I feel this is a really good theme to explore right now. So many of my peers are desperately trying to make their stupendously lucrative creative mark. A decade ago success was all about corner offices and working our way to the top. But we’re a generation who’ve seen farmers become overnight stars and blogs by call centre operators turned into books-turned-into-movies-starring-Meryl-Streep. The pressure is on to find our very own no-brainer creative contribution – an online business, an e-magazine, a short film – that’ll make instant money or headlines.

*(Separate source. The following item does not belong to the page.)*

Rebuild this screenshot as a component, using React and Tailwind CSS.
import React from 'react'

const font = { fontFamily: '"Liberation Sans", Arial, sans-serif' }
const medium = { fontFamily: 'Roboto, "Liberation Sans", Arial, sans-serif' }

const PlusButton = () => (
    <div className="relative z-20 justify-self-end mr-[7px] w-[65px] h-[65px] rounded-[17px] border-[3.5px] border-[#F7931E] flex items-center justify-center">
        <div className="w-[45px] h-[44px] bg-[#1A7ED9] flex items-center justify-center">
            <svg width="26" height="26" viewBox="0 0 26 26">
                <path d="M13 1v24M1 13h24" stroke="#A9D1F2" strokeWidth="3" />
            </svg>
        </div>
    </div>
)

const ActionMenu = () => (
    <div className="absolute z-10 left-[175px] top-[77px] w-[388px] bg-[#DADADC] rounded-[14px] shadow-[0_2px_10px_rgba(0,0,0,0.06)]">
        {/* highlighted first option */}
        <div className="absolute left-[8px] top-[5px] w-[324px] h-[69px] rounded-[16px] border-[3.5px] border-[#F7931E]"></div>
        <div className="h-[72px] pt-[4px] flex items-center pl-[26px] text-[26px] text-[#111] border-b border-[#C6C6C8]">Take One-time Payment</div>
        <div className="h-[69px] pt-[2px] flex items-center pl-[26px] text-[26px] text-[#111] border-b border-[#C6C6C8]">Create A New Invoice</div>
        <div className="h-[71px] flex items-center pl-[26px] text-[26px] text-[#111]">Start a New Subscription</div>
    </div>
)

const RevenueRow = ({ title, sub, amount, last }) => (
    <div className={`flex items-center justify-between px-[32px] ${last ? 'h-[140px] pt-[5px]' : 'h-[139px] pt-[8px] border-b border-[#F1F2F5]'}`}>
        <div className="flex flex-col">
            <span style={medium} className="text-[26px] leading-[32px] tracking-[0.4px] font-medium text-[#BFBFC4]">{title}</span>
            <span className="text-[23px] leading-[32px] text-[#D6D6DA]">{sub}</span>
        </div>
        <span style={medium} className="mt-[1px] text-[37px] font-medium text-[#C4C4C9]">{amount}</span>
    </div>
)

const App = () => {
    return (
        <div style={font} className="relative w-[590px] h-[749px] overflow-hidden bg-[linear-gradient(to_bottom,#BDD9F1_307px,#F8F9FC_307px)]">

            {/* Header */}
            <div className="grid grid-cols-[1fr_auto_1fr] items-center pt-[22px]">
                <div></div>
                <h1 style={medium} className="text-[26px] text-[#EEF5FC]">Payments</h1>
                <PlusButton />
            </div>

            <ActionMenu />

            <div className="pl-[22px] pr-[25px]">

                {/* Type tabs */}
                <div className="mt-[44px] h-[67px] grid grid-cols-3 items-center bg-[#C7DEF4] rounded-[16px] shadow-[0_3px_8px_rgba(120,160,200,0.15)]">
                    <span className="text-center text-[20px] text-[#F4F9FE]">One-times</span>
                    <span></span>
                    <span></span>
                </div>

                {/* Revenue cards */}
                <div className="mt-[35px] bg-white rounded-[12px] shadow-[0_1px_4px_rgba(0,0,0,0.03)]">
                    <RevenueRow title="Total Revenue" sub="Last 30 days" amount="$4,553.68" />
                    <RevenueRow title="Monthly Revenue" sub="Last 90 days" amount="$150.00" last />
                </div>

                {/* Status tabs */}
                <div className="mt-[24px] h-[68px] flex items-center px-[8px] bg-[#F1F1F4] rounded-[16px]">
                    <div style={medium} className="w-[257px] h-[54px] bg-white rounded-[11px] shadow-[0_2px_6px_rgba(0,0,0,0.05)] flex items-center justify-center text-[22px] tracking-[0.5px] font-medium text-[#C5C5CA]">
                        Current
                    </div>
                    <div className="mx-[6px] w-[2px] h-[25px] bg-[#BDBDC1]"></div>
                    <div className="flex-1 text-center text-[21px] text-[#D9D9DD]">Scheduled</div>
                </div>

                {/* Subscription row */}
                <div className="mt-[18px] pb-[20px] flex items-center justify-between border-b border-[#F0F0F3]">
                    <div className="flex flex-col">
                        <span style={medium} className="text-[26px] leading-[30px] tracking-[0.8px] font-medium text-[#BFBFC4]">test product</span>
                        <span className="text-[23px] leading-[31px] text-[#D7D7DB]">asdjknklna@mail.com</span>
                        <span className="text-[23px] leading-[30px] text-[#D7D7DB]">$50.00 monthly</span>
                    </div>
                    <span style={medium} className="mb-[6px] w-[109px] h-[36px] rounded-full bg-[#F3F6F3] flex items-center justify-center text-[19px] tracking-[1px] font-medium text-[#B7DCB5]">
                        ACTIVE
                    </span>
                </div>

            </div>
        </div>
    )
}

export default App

But life doesn’t work like that, Mitch says. JK Rowling – who took years to write her first Harry Potter book, on a typewriter, while on welfare, which was rejected by 12 publishers and finally picked up for 1500 pounds – will tell you the same. Fame and fortune are tenuous carrots. They’re external signposts that can be shifted by others. The “right reason”, however, is yours to authentically define and will always deliver. It might be a desire to enlighten humanity, to make music that matters or to see if admin tasks can be improved with an adhesive yellow notepaper.

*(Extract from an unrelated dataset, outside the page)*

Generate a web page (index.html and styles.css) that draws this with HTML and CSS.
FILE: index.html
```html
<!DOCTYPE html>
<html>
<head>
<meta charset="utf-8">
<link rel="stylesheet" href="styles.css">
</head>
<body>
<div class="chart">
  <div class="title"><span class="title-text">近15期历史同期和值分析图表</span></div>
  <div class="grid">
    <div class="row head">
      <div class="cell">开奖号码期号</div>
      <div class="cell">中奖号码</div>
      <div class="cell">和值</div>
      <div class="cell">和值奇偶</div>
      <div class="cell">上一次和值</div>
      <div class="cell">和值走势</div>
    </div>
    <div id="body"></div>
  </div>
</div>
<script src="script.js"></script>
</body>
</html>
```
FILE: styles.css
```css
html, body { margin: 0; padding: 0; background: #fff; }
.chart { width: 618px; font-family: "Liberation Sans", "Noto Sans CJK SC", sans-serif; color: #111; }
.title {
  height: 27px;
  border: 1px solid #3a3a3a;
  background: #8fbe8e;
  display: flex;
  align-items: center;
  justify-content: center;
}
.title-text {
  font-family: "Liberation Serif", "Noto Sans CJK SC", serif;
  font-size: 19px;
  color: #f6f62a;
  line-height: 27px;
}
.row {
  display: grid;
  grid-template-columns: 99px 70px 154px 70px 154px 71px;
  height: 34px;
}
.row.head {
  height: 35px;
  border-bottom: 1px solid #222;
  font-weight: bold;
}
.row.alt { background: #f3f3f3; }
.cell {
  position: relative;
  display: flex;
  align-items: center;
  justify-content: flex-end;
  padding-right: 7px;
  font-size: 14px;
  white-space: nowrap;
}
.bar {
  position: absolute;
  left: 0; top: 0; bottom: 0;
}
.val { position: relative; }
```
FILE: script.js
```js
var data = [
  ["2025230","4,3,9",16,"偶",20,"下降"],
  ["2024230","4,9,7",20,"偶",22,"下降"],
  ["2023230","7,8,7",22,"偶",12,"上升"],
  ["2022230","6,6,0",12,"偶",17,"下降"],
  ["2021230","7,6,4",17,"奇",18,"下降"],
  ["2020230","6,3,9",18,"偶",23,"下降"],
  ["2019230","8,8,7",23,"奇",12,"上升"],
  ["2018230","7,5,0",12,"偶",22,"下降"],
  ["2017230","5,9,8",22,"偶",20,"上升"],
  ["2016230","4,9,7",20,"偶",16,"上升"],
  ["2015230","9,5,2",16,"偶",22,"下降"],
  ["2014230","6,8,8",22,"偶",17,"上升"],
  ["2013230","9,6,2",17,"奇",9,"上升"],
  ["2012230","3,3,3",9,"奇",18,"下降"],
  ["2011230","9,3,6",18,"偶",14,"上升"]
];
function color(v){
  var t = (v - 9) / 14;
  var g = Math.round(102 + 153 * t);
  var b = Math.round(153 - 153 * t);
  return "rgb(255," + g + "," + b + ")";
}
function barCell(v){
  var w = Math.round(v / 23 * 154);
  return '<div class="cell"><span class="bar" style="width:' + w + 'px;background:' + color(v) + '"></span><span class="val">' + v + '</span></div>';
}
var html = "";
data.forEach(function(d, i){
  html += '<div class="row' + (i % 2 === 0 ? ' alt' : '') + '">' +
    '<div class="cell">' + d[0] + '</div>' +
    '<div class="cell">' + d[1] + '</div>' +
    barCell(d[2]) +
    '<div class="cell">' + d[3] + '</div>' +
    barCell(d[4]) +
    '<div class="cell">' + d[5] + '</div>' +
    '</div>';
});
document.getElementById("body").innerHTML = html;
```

At the moment, I’m contemplating a big writing project that will suck me dry on all counts. I’ve been doubting whether I can do it, mostly because I’ve focused on whether it’ll be “bought”. So I sat still and asked, am I doing this for the right reason? What is my right reason? Once I dropped external signposts from the picture, my “right reason” – to share an important message with other people – kicked in. And I started writing.
But back to faith quickly. On Tuesday I also asked Mitch how he accesses faith. He’s still trying to, he says. Faith, he say, is a belief in something bigger than us and a feeling that we’re not here to take. He’s worked out, from his journey with his latest book, the best way to access the peace and sense of belonging that faith brings is to invest in other people.
To finish, I’d love to share this little insight from Have a Little Faith: “When a baby comes into the world, its hands are clenched…because a baby, not knowing any better, wants grab everything, to say, ‘The whole world is mine’. But when an old person dies (it’s) with his hands open. Why? Because he has learned the lesson”.